— What you should do —
In the listing below, locate the lines that hold "components" and copy them.

— Entries shown —
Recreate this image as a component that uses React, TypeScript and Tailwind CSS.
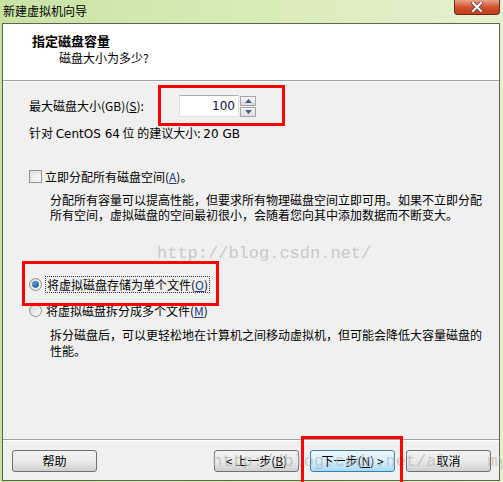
import React from 'react';

const ui = { fontFamily: '"DejaVu Sans", "Noto Sans CJK SC", sans-serif' };
const cjk = { fontFamily: '"Noto Sans CJK SC", "DejaVu Sans", sans-serif' };

function Checkbox() {
  return (
    <span className="w-[13px] h-[13px] border border-[#8f8f8f] bg-gradient-to-br from-[#dcdcdc] to-[#f8f8f8] p-[2px] shrink-0">
      <span className="block w-full h-full bg-gradient-to-br from-[#e4e4e4] to-[#fafafa]" />
    </span>
  );
}

function Radio({ checked }: { checked?: boolean }) {
  return (
    <span className="w-[13px] h-[13px] rounded-full border border-[#8e8f8f] bg-gradient-to-br from-[#d6d6d6] to-[#fbfbfb] flex items-center justify-center shrink-0">
      {checked && <span className="w-[7px] h-[7px] rounded-full bg-gradient-to-br from-[#6ac3f0] to-[#0a4f8f] border border-[#1c5d94]" />}
    </span>
  );
}

function WinButton({ children, primary }: { children: React.ReactNode; primary?: boolean }) {
  return (
    <button
      className={`w-[85px] h-[22px] rounded-[3px] border text-[12px] text-black flex items-center justify-center ${
        primary
          ? 'border-[#3c7fb1] bg-gradient-to-b from-[#eaf6fd] via-[#d9f0fc] to-[#a7d9f5]'
          : 'border-[#707070] bg-gradient-to-b from-[#f2f2f2] via-[#ebebeb] to-[#cfcfcf]'
      }`}
      style={cjk}
    >
      {children}
    </button>
  );
}

export default function App() {
  return (
    <div className="relative w-[503px] h-[482px] overflow-hidden bg-gradient-to-r from-[#c9e2a4] via-[#d8ecb6] to-[#e4f1d0] flex flex-col" style={ui}>
      {/* Title bar */}
      <div className="h-[23px] flex items-start justify-between">
        <span className="pl-[3px] pt-[2px] text-[12px] text-black" style={cjk}>新建虚拟机向导</span>
        <div className="w-[46px] h-[15px] mr-[3px] rounded-b-[4px] border border-t-0 border-[#6b2a1c] bg-gradient-to-b from-[#e8a18c] via-[#d2522f] to-[#c23b17] flex items-center justify-center">
          <svg width="12" height="10" viewBox="0 0 12 10">
            <path d="M2 1 L10 9 M10 1 L2 9" stroke="#4a4a4a" strokeWidth="3.6" strokeLinecap="square" />
            <path d="M2 1 L10 9 M10 1 L2 9" stroke="#ffffff" strokeWidth="2" strokeLinecap="square" />
          </svg>
        </div>
      </div>

      {/* Client area */}
      <div className="ml-[2px] mr-[3px] mb-[1px] flex-1 border border-[#586b46] bg-[#f0f0f0] flex flex-col">
        {/* Header */}
        <div className="h-[57px] bg-white border-b border-[#a0a0a0] pl-[29px] pt-[8px]" style={cjk}>
          <div className="text-[13px] font-bold text-black leading-[17px]">指定磁盘容量</div>
          <div className="text-[12px] text-black leading-[16px] pl-[27px] pt-[1px]">磁盘大小为多少?</div>
        </div>
        <div className="h-px bg-white" />

        {/* Body */}
        <div className="flex-1 pl-[26px] text-[12px] text-black" style={cjk}>
          <div className="mt-[13px] h-[22px] flex items-center">
            <span className="w-[150px]">
              最大磁盘大小(GB)(<span className="underline">S</span>):
            </span>
            <div className="flex items-center">
              <div className="w-[60px] h-[22px] bg-white border border-[#dedede] border-t-[#abadb3] flex items-center justify-end pr-[3px] text-[12px] text-[#101040]" style={ui}>
                100
              </div>
              <div className="ml-px flex flex-col gap-px">
                <span className="w-[16px] h-[10px] border border-[#a6a6a6] bg-gradient-to-b from-[#f5f5f5] to-[#dcdcdc] flex items-center justify-center">
                  <svg width="7" height="4" viewBox="0 0 7 4"><path d="M0 4 L3.5 0 L7 4 Z" fill="#4a5a8a" /></svg>
                </span>
                <span className="w-[16px] h-[10px] border border-[#a6a6a6] bg-gradient-to-b from-[#f5f5f5] to-[#dcdcdc] flex items-center justify-center">
                  <svg width="7" height="4" viewBox="0 0 7 4"><path d="M0 0 L7 0 L3.5 4 Z" fill="#4a5a8a" /></svg>
                </span>
              </div>
            </div>
          </div>
          <div className="mt-[8px] leading-[15px]">
            针对 <span style={ui}>CentOS 64</span> 位 的建议大小: <span style={ui}>20 GB</span>
          </div>

          <div className="mt-[27px] flex items-center gap-[3px] leading-[15px]">
            <Checkbox />
            <span>
              立即分配所有磁盘空间(<span className="underline text-[#1c3a8c]">A</span>)。
            </span>
          </div>
          <div className="mt-[8px] pl-[21px] leading-[15px]">
            分配所有容量可以提高性能，但要求所有物理磁盘空间立即可用。如果不立即分配
            <br />
            所有空间，虚拟磁盘的空间最初很小，会随着您向其中添加数据而不断变大。
          </div>

          <div className="mt-[54px] flex items-center gap-[3px] leading-[15px]">
            <Radio checked />
            <span className="border border-dotted border-[#333] px-px">
              将虚拟磁盘存储为单个文件(<span className="underline text-[#1c3a8c]">O</span>)
            </span>
          </div>
          <div className="mt-[10px] flex items-center gap-[3px] leading-[15px]">
            <Radio />
            <span className="px-px">
              将虚拟磁盘拆分成多个文件(<span className="underline text-[#1c3a8c]">M</span>)
            </span>
          </div>
          <div className="mt-[9px] pl-[21px] leading-[16px]">
            拆分磁盘后，可以更轻松地在计算机之间移动虚拟机，但可能会降低大容量磁盘的
            <br />
            性能。
          </div>
        </div>

        {/* Footer */}
        <div className="border-t border-[#a0a0a0]">
          <div className="border-t border-white h-[40px] flex items-center justify-between pl-[9px] pr-[8px]">
            <WinButton>帮助</WinButton>
            <div className="flex items-center gap-[11px]">
              <WinButton>&lt; 上一步(<span className="underline">B</span>)</WinButton>
              <WinButton primary>下一步(<span className="underline">N</span>) &gt;</WinButton>
              <WinButton>取消</WinButton>
            </div>
          </div>
        </div>
      </div>

      {/* Watermarks */}
      <span className="absolute left-[157px] top-[241px] text-[17px] text-[#c9c9c9] pointer-events-none" style={{ fontFamily: '"Liberation Mono", monospace' }}>
        http://blog.csdn.net/
      </span>
      <span className="absolute left-[212px] top-[449px] text-[17px] text-[#b4b4b4]/70 pointer-events-none" style={{ fontFamily: '"Liberation Mono", monospace' }}>
        http://blog.csdn.net/al&nbsp;&nbsp;&nbsp;&nbsp;my
      </span>

      {/* Red annotation boxes */}
      <div className="absolute left-[158px] top-[85px] w-[127px] h-[41px] border-[3px] border-[#ff0000]" />
      <div className="absolute left-[22px] top-[261px] w-[197px] h-[45px] border-[3px] border-[#ff0000]" />
      <div className="absolute left-[301px] top-[436px] w-[102px] h-[50px] border-[3px] border-[#ff0000]" />
    </div>
  );
}
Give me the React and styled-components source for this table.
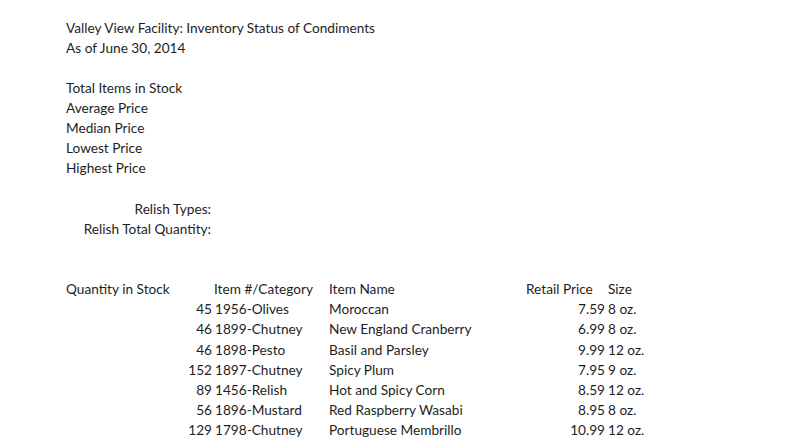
import React from "react";
import styled, { createGlobalStyle } from "styled-components";

const GlobalStyle = createGlobalStyle`
  body {
    margin: 0;
    background: #fff;
    font-family: Lato, "Open Sans", sans-serif;
    font-size: 13.65px;
    color: #1e1e1e;
  }
`;

const items = [
  { qty: 45, num: "1956-Olives", name: "Moroccan", price: "7.59", size: "8 oz." },
  { qty: 46, num: "1899-Chutney", name: "New England Cranberry", price: "6.99", size: "8 oz." },
  { qty: 46, num: "1898-Pesto", name: "Basil and Parsley", price: "9.99", size: "12 oz." },
  { qty: 152, num: "1897-Chutney", name: "Spicy Plum", price: "7.95", size: "9 oz." },
  { qty: 89, num: "1456-Relish", name: "Hot and Spicy Corn", price: "8.59", size: "12 oz." },
  { qty: 56, num: "1896-Mustard", name: "Red Raspberry Wasabi", price: "8.95", size: "8 oz." },
  { qty: 129, num: "1798-Chutney", name: "Portuguese Membrillo", price: "10.99", size: "12 oz." },
  { qty: 74, num: "1895-Relish", name: "Sweet Pepper and Onion", price: "6.59", size: "8 oz." },
];

const Page = styled.div`
  padding: 18px 0 0 66px;
  height: 446px;
  box-sizing: border-box;
  overflow: hidden;
`;

const Line = styled.div`
  line-height: 20px;
  height: 20px;
  white-space: nowrap;
`;

const Block = styled.div`
  margin-bottom: 20px;
`;

const LabelGrid = styled.div`
  display: grid;
  grid-template-columns: 145px;
  padding-top: 1px;
  margin-bottom: 40px;
`;

const Label = styled(Line)`
  text-align: right;
`;

const Table = styled.div`
  display: grid;
  grid-template-columns: 146px 117px 197px 79px 60px;
`;

const Cell = styled.div`
  line-height: 20.2px;
  white-space: nowrap;
  text-align: ${({ right }) => (right ? "right" : "left")};
  padding-left: ${({ pl }) => pl || 0}px;
`;

export default function App() {
  return (
    <>
      <GlobalStyle />
      <Page>
        <Block>
          <Line>Valley View Facility: Inventory Status of Condiments</Line>
          <Line>As of June 30, 2014</Line>
        </Block>
        <Block>
          <Line>Total Items in Stock</Line>
          <Line>Average Price</Line>
          <Line>Median Price</Line>
          <Line>Lowest Price</Line>
          <Line>Highest Price</Line>
        </Block>
        <LabelGrid>
          <Label>Relish Types:</Label>
          <Label>Relish Total Quantity:</Label>
        </LabelGrid>
        <Table>
          <Cell>Quantity in Stock</Cell>
          <Cell pl={2}>Item #/Category</Cell>
          <Cell>Item Name</Cell>
          <Cell>Retail Price</Cell>
          <Cell pl={3}>Size</Cell>
          {items.map((it) => (
            <React.Fragment key={it.num}>
              <Cell right>{it.qty}</Cell>
              <Cell pl={3}>{it.num}</Cell>
              <Cell>{it.name}</Cell>
              <Cell right>{it.price}</Cell>
              <Cell pl={3}>{it.size}</Cell>
            </React.Fragment>
          ))}
        </Table>
      </Page>
    </>
  );
}
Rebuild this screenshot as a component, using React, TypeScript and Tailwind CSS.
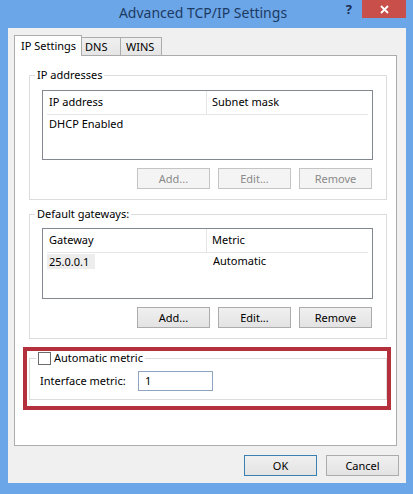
import React from 'react';

const font = "font-['Noto_Sans','Open_Sans',sans-serif]";

function DlgButton({ label, disabled = false, isDefault = false }: { label: string; disabled?: boolean; isDefault?: boolean }) {
  const cls = disabled
    ? 'border-[#c4c4c4] bg-[#f4f4f4] text-[#8a8a8a]'
    : isDefault
      ? 'border-[#3c7fb1] bg-gradient-to-b from-[#f0f0f0] to-[#e3e3e3] text-black'
      : 'border-[#acacac] bg-gradient-to-b from-[#f0f0f0] to-[#e3e3e3] text-black';
  return (
    <div className={`w-[73px] h-[21px] border flex items-center justify-center text-[11px] leading-none ${cls}`}>
      {label}
    </div>
  );
}

function ListBox({ cols, row, selected = false, tall = false }: { cols: [string, string]; row: [string, string]; selected?: boolean; tall?: boolean }) {
  return (
    <div className={`ml-[12px] w-[331px] ${tall ? 'h-[71px]' : 'h-[70px]'} border border-[#828790] bg-white`}>
      <div className="mx-[4px] h-[24px] flex border-b border-[#e5e5e5] text-[11px] text-black">
        <div className="w-[160px] border-r border-[#e5e5e5] pl-[2px] flex items-center">{cols[0]}</div>
        <div className="pl-[5px] flex items-center">{cols[1]}</div>
      </div>
      <div className="mx-[4px] mt-[1px] h-[15px] flex text-[11px] text-black">
        <div className="w-[161px] flex items-center">
          <span className={`px-[2px] leading-[15px] ${selected ? 'bg-[#ededed] pr-[6px]' : ''}`}>{row[0]}</span>
        </div>
        <div className="pl-[5px] flex items-center">{row[1]}</div>
      </div>
    </div>
  );
}

function ButtonRow({ disabled = false }: { disabled?: boolean }) {
  return (
    <div className="ml-[12px] w-[331px] pr-[1px] mt-[8px] flex justify-end gap-[8px]">
      <DlgButton label="Add..." disabled={disabled} />
      <DlgButton label="Edit..." disabled={disabled} />
      <DlgButton label="Remove" disabled={disabled} />
    </div>
  );
}

export default function App() {
  return (
    <div className={`w-[413px] h-[494px] bg-[#6ba6e8] flex flex-col ${font}`}>
      {/* title bar */}
      <div className="h-[28px] grid grid-cols-[1fr_auto_1fr] pr-[7px]">
        <div />
        <div className="text-[14px] leading-[26px] text-[#1d3a63]">Advanced TCP/IP Settings</div>
        <div className="flex justify-end items-start">
          <div className="mr-[10px] mt-[1px] text-[13px] font-bold leading-[16px] text-[#1b2d52]">?</div>
          <div className="w-[44px] h-[18px] bg-[#c9504a] flex items-center justify-center">
            <svg width="9" height="9" viewBox="0 0 9 9">
              <path d="M1 1L8 8M8 1L1 8" stroke="white" strokeWidth="1.8" />
            </svg>
          </div>
        </div>
      </div>

      {/* client area */}
      <div className="ml-[8px] mr-[7px] h-[455px] bg-[#f0f0f0] pt-[7px] text-[11px] text-black">
        {/* tabs */}
        <div className="ml-[6px] flex items-end">
          <div className="relative z-10 -mb-px w-[68px] h-[21px] bg-white border border-b-0 border-[#acacac] pl-[6px] leading-[19px]">
            IP Settings
          </div>
          <div className="w-[39px] h-[18px] bg-gradient-to-b from-[#f0f0f0] to-[#e5e5e5] border border-l-0 border-b-0 border-[#acacac] pl-[3px] leading-[17px]">
            DNS
          </div>
          <div className="w-[41px] h-[18px] bg-gradient-to-b from-[#f0f0f0] to-[#e5e5e5] border border-l-0 border-b-0 border-[#acacac] pl-[5px] leading-[17px]">
            WINS
          </div>
        </div>

        {/* tab panel */}
        <div className="ml-[6px] w-[383px] h-[391px] border border-[#acacac] bg-white px-[14px]">
          <fieldset className="mt-[11px] w-[358px] border border-[#dcdcdc] pb-[10px]">
            <legend className="ml-[5px] px-[2px] leading-[16px]">IP addresses</legend>
            <div className="mt-[7px]">
              <ListBox cols={['IP address', 'Subnet mask']} row={['DHCP Enabled', '']} />
            </div>
            <ButtonRow disabled />
          </fieldset>

          <fieldset className="mt-[6px] w-[358px] border border-[#dcdcdc] pb-[10px]">
            <legend className="ml-[5px] px-[2px] leading-[16px]">Default gateways:</legend>
            <div className="mt-[6px]">
              <ListBox cols={['Gateway', 'Metric']} row={['25.0.0.1', 'Automatic']} selected tall />
            </div>
            <ButtonRow />
          </fieldset>

          {/* highlighted section */}
          <div className="mt-[8px] -ml-[6px] w-[368px] border-4 border-[#b3303c] pl-[2px] pb-[6px]">
            <fieldset className="w-[358px] border border-[#dcdcdc] pb-[8px]">
              <legend className="ml-[6px] px-[2px] h-[14px] flex items-center gap-[3px] leading-[14px]">
                <span className="w-[13px] h-[13px] border border-[#6b6b6b] bg-white inline-block" />
                <span>Automatic metric</span>
              </legend>
              <div className="mt-[6px] flex items-center pl-[10px]">
                <div className="w-[98px]">Interface metric:</div>
                <div className="w-[75px] h-[20px] border border-[#8ea4c0] bg-white pl-[6px] leading-[18px]">1</div>
              </div>
            </fieldset>
          </div>
        </div>

        {/* dialog buttons */}
        <div className="mt-[9px] pr-[7px] flex justify-end gap-[9px]">
          <DlgButton label="OK" isDefault />
          <DlgButton label="Cancel" />
        </div>
      </div>
    </div>
  );
}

— Response to the task —
Give me the React and styled-components source for this table.
import styled, { createGlobalStyle } from "styled-components";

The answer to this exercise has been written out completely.